FIG. 2I is a cross-sectional view for explaining the method of manufacturing a semiconductor device according to Embodiment 2 of the present invention, illustrating the state of the semiconductor device in an intermediate step.

FIG. 2J is a cross-sectional view for explaining the method of manufacturing a semiconductor device according to Embodiment 2 of the present invention, illustrating the state of the semiconductor device in an intermediate step.

FIG. 3 is a plan view illustrating a shape of a chip 101a obtainable by the method of manufacturing a semiconductor device according to the embodiment of the present invention.

FIG. 4 is a plan view illustrating a shape of a chip 101b obtainable by the method of manufacturing a semiconductor device according to the embodiment of the present invention.

DESCRIPTION OF EMBODIMENTS

Description will be made below on a method of manufacturing a semiconductor device according to an embodiment of the present invention.

Embodiment 1

First of all, description will be made on a method of manufacturing a semiconductor device according to Embodiment 1 of the present invention with reference to FIG. 1A to FIG. 1H. It should be noted that FIG. 1A, FIG. 1B, FIG. 1C, FIG. 1E, FIG. 1F, FIG. 1G, and FIG. 1H illustrate a region of a single chip region 102.

First, the chip region 102 in which a semiconductor element (not illustrated) is formed on a principal surface of a substrate 101 is formed as illustrated in FIG. 1A (a first step).
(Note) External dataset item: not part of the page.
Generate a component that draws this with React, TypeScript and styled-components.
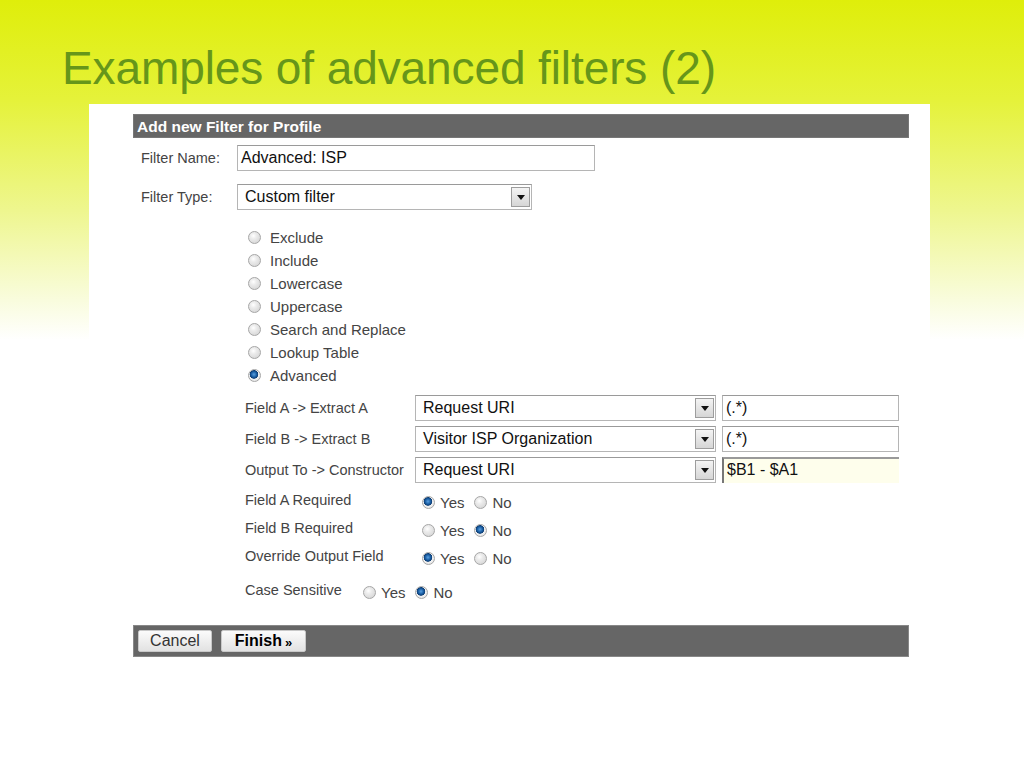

The substrate 101 includes, for example, a semiconductor such as InP, GaAs, Si, or GaN. The element is, for example, an active element such as a transistor or a passive element such as a resistor or a capacitor.

In addition, a front-surface wiring 103 for connecting these elements is formed on the principal surface of the substrate 101. In addition, an integrated circuit where circuit components such as a power-source line/pad for supplying voltage/power are integrated is formed on the principal surface of the substrate 101. In addition, a passivation film 104 is formed on the principal surface of the substrate 101, covering the above-described elements, the front-surface wiring 103, and the integrated circuit. The passivation film 104 includes a silicon oxide film, a silicon nitride film, an organic resin, or a composite deposited film thereof.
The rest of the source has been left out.